I appreciated the production’s attempt to reflect viscerally on this oddness by creating the pantomimish context. Certainly, the use of the mask for Shylock was very ingenious, and Nael Nacer did a terrific job of counterposing the two personas of the character. But, after viewing only the first act, there is something a little too hysterical and histrionic about this production. The use of some of those techniques, but with a greater fidelity to the original Shakespearean text, would have been welcome. When Benjamin Evett launched ASP in 2004, it was with the intent of doing Shakespeare inventively, but with faith to the original text. After seeing the first act only, one might judge that this production represents a departure from that approach, and its rambunctious departure from the original seems more appropriate for one of the jazzed up, pre-Broadway takeoffs that Diane Paulus constructs at the ART to reach a wider audience. This approach seems less germane to what ASP has traditionally done so well – simply staged, but brilliantly directed and acted, versions of what The Bard wrote.
Well, I went back the next night. ASP offered tickets for another performance, and I hopped on my bike and made another journey across town to the Boston Center for the Arts. I’m glad I did; it was worth it. The actor who smashed into a wall had to be seen at the hospital, but he returned, with great energy, professional grace, and a bit of extra makeup on his smashed nose, for the next night’s performance.
The denouement is compelling and quite unexpected. The audience is prepped towards unbridled hilarity almost throughout, though, Nael Nacer’s Shylock at times de-masks and gives a sense of what lies underneath all the hilarity. The final scene of the production is majestic and somber to the core. One sees, vividly and consciously, the violations implicit in the theme of the mis-portrayed Jew and realizes the dire consequences thereof. The last moments of the play are so shocking that one can barely give it words. In its wake, the cast comes out and shares a moment of silence with audience, not saying anything save for Nael Nacer who briefly but eloquently notes the dangerous rise of anti-Semitism and racism throughout the world in recent years.
This indeed is a powerful and significant ending and makes one certainly reflect on the categorization of Merchant as one of Shakespeare’s comedies. The extreme hilarity exercised and cultivated throughout the performance represents a textual highlighting of what comedy is. Given this kind of sober reflection on extrapolated pantomime, how can one ever see this as a comedy again? It will forevermore not only be a problem play, but, worse than that, an unwitting tragedy of unconsciously prejudicial authorship attempting satire.

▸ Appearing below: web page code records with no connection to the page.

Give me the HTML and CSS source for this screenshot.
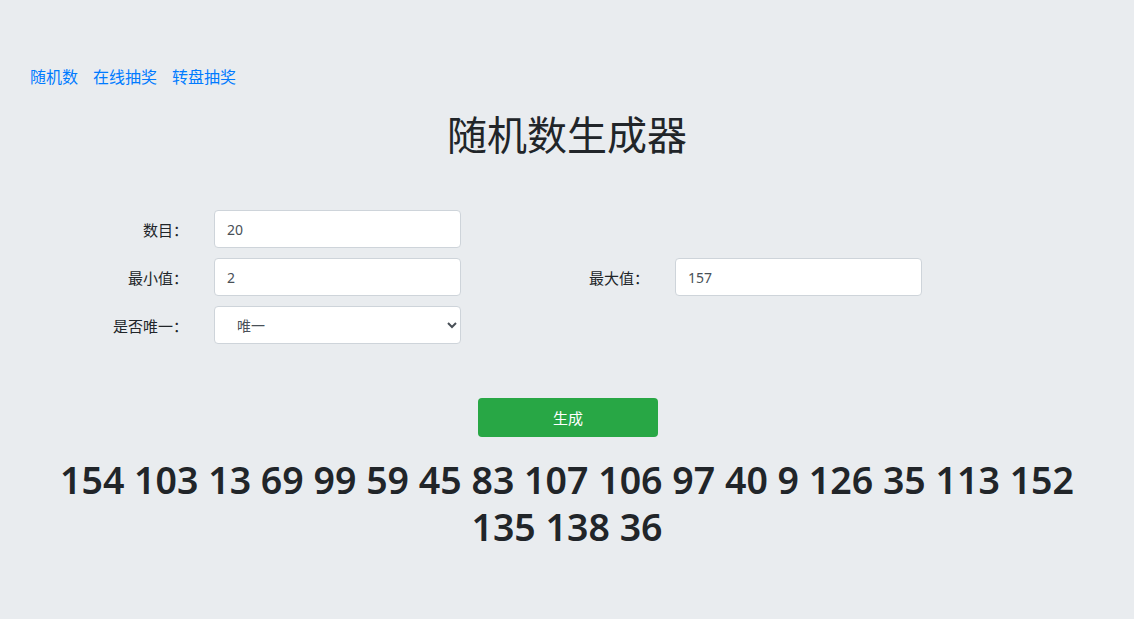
FILE: index.html
```html
<!DOCTYPE html>
<html lang="zh">
<head>
<meta charset="utf-8">
<title>随机数生成器</title>
<link rel="stylesheet" href="styles.css">
</head>
<body>
<nav class="nav">
  <a href="#">随机数</a>
  <a href="#">在线抽奖</a>
  <a href="#">转盘抽奖</a>
</nav>
<h1 class="title">随机数生成器</h1>
<form class="form">
  <label class="lbl">数目：</label>
  <input class="ctl" type="text" value="20">
  <span></span><span></span>
  <label class="lbl">最小值：</label>
  <input class="ctl" type="text" value="2">
  <label class="lbl">最大值：</label>
  <input class="ctl" type="text" value="157">
  <label class="lbl">是否唯一：</label>
  <select class="ctl sel"><option>唯一</option></select>
</form>
<div class="actions"><button class="btn" type="button">生成</button></div>
<div class="result">154 103 13 69 99 59 45 83 107 106 97 40 9 126 35 113 152 135 138 36</div>
</body>
</html>
```
FILE: styles.css
```css
html, body {
  margin: 0;
  padding: 0;
  background: #e9ecef;
  color: #212529;
  font-family: "Noto Sans", "Noto Sans CJK SC", sans-serif;
  height: 100%;
}
.nav {
  padding: 65px 0 0 30px;
  display: flex;
  gap: 15px;
  font-size: 16px;
  line-height: 24px;
}
.nav a {
  color: #007bff;
  text-decoration: none;
}
.title {
  margin: 22px 0 0;
  text-align: center;
  font-size: 40px;
  line-height: 48px;
  font-weight: 400;
}
.form {
  margin-top: 51px;
  display: grid;
  grid-template-columns: 214px 247px 214px 247px;
  grid-auto-rows: 38px;
  row-gap: 10px;
}
.lbl {
  font-size: 15px;
  text-align: right;
  padding-right: 26px;
  align-self: center;
}
.ctl {
  box-sizing: border-box;
  height: 38px;
  width: 247px;
  border: 1px solid #ced4da;
  border-radius: 4px;
  background: #fff;
  padding: 0 12px;
  font-family: inherit;
  font-size: 14px;
  color: #495057;
}
.sel {
  padding-left: 18px;
}
.actions {
  margin-top: 54px;
  display: flex;
  justify-content: center;
}
.btn {
  width: 180px;
  height: 39px;
  margin-left: 2px;
  background: #28a745;
  border: none;
  border-radius: 4px;
  color: #fff;
  font-family: inherit;
  font-size: 15px;
}
.result {
  margin-top: 19px;
  text-align: center;
  font-size: 37.5px;
  line-height: 47px;
  font-weight: 600;
  padding: 0 40px;
}
```
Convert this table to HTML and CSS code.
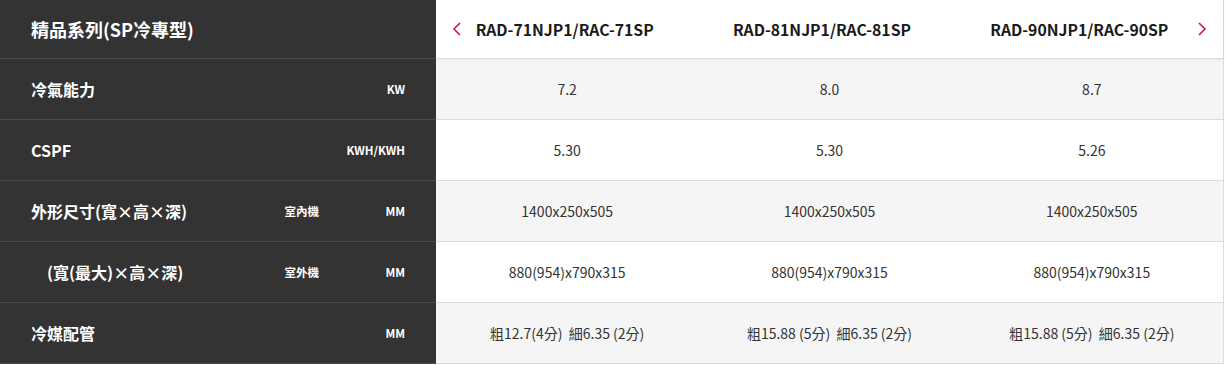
FILE: index.html
```html
<!DOCTYPE html>
<html lang="zh-Hant">
<head>
<meta charset="utf-8">
<title>精品系列(SP冷專型)</title>
<link rel="stylesheet" href="styles.css">
</head>
<body>
<div class="spec">
  <div class="row head">
    <div class="side"><span class="title">精品系列(SP冷專型)</span></div>
    <div class="models">
      <button class="nav prev" aria-label="prev"><svg width="10" height="14" viewBox="0 0 10 14"><polyline points="8,1 2,7 8,13" fill="none" stroke="#d6163c" stroke-width="1.6"/></svg></button>
      <div class="model">RAD-71NJP1/RAC-71SP</div>
      <div class="model">RAD-81NJP1/RAC-81SP</div>
      <div class="model">RAD-90NJP1/RAC-90SP</div>
      <button class="nav next" aria-label="next"><svg width="10" height="14" viewBox="0 0 10 14"><polyline points="2,1 8,7 2,13" fill="none" stroke="#d6163c" stroke-width="1.6"/></svg></button>
    </div>
  </div>
  <div class="row alt">
    <div class="side"><span class="label">冷氣能力</span><span class="sub"></span><span class="unit">KW</span></div>
    <div class="val">7.2</div><div class="val">8.0</div><div class="val">8.7</div>
  </div>
  <div class="row">
    <div class="side"><span class="label">CSPF</span><span class="sub"></span><span class="unit">KWH/KWH</span></div>
    <div class="val">5.30</div><div class="val">5.30</div><div class="val">5.26</div>
  </div>
  <div class="row alt">
    <div class="side"><span class="label">外形尺寸(寬×高×深)</span><span class="sub">室內機</span><span class="unit">MM</span></div>
    <div class="val">1400x250x505</div><div class="val">1400x250x505</div><div class="val">1400x250x505</div>
  </div>
  <div class="row">
    <div class="side"><span class="label indent">(寬(最大)×高×深)</span><span class="sub">室外機</span><span class="unit">MM</span></div>
    <div class="val">880(954)x790x315</div><div class="val">880(954)x790x315</div><div class="val">880(954)x790x315</div>
  </div>
  <div class="row alt">
    <div class="side"><span class="label">冷媒配管</span><span class="sub"></span><span class="unit">MM</span></div>
    <div class="val">粗12.7(4分)&nbsp; 細6.35 (2分)</div><div class="val">粗15.88 (5分)&nbsp; 細6.35 (2分)</div><div class="val">粗15.88 (5分)&nbsp; 細6.35 (2分)</div>
  </div>
</div>
</body>
</html>
```
FILE: styles.css
```css
html, body {
  margin: 0;
  padding: 0;
  background: #fff;
}
body {
  font-family: "Noto Sans CJK TC", "Noto Sans", sans-serif;
  color: #333;
}
.spec {
  width: 1224px;
}
.row {
  display: grid;
  grid-template-columns: 436px repeat(3, 1fr);
  height: 61px;
  box-sizing: border-box;
  border-right: 1px solid #dcdcdc;
}
.row.head {
  height: 59px;
  grid-template-columns: 436px 1fr;
  position: relative;
  z-index: 1;
}
.side {
  background: #333;
  border-bottom: 1px solid #4b4b4b;
  display: grid;
  grid-template-columns: 1fr 80px 86px;
  align-items: center;
  padding: 0 31px;
  color: #fff;
  font-weight: 700;
}
.head .side {
  grid-template-columns: 1fr;
}
.title {
  font-size: 18px;
}
.label {
  font-size: 16px;
}
.label.indent {
  padding-left: 16px;
}
.sub, .unit {
  font-size: 11.5px;
  text-align: right;
}
.models {
  position: relative;
  display: grid;
  grid-template-columns: repeat(3, 1fr);
  align-items: center;
  padding-right: 15px;
  background: #fff;
  border-bottom: 1px solid #dcdcdc;
  box-shadow: 0 1px 3px rgba(0,0,0,0.06);
}
.model {
  text-align: center;
  font-size: 15.75px;
  font-weight: 700;
  color: #1a1a1a;
}
.nav {
  position: absolute;
  top: 22px;
  width: 10px;
  height: 14px;
  padding: 0;
  border: 0;
  background: none;
  display: block;
}
.nav svg {
  display: block;
}
.nav.prev {
  left: 16px;
}
.nav.next {
  right: 16px;
}
.val {
  display: flex;
  align-items: center;
  justify-content: center;
  font-size: 14px;
  color: #333;
  background: #fff;
  border-bottom: 1px solid #dcdcdc;
}
.alt .val {
  background: #f5f5f5;
}
```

One might give the epigraph laughing all the way to the gas chamber to this play as seen through the harsh but bold eyes of this production. The early hilarity is extreme, the manipulation of the audience transparent, and the muting of the original Shakespearean text a liability, but, despite all of this, the overall intent, and the power of the result, is significant. ASP and director Igor Golyak deserve praise for experimenting boldly with this production – it’s flawed, it’s full of edges, it’s not quite Shakespeare, but, in the end, it’s powerful.
In the role of Shylock, Nael Nacer is his usual potent, incredible self. As Portia, Gigi Watson is lively and maintains a commanding presence throughout. Jesse Hinson as Bassanio is robust, sometimes to the Nth degree. Dewey Dellay’s music and soundscape is complex, engaging, and effective.